Theories of genius are the peculiar constructions of our own philosophical times: ages of genius had passed away, and they left no other record than their works; no preconcerted theory described the workings of the imagination to be without imagination, nor did they venture to teach how to invent invention.

The character of genius, viewed as the effect of habit and education, on the principle of the equality of the human mind, infers that men have an equal aptitude for the work of genius; a paradox which, with a more fatal one, came from the French school, and arose probably from an equivocal expression.

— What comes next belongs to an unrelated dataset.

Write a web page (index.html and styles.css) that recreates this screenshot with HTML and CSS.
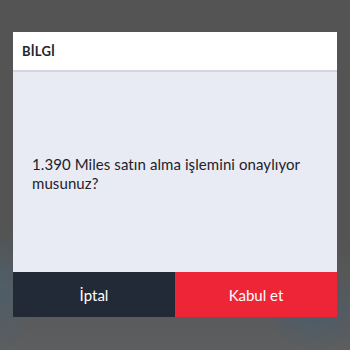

Locke employed the well-known comparison of the mind with “white paper void of all characters,” to free his famous Inquiry from that powerful obstacle to his system, the absurd belief of innate ideas, of notions of objects before objects were presented to observation. Our philosopher considered that this simple analogy sufficiently described the manner in which he conceived the impressions of the senses write themselves upon the mind. His French pupils, the amusing Helvetius, or Diderot, for they were equally concerned in the paradoxical L’Esprit, inferred that this blank paper served also as an evidence that men had an equal aptitude for genius, just as the blank paper reflects to us whatever characters we trace on it. This equality of minds gave rise to the same monstrous doctrine in the science of metaphysics which that of another verbal misconception, the equality of men, did in that of politics. The Scottish metaphysicians powerfully combined to illustrate the mechanism of the mind,—an important and a curious truth; for as rules and principles exist in the nature of things, and when discovered are only thence drawn out, genius unconsciously conducts itself by an uniform process; and when this process had been traced, they inferred that what was done by some men, under the influence of fundamental laws which regulate the march of the intellect, must also be in the reach of others who, in the same circumstances, apply themselves to the same study. But these metaphysicians resemble anatomists, under whose knife all men are alike: they know the structure of the bones, the movement of the muscles, and where the connecting ligaments lie; but the invisible principle of life flies from their touch: it is the practitioner on the living body who studies in every individual that peculiarity of constitution which forms the idiosyncracy.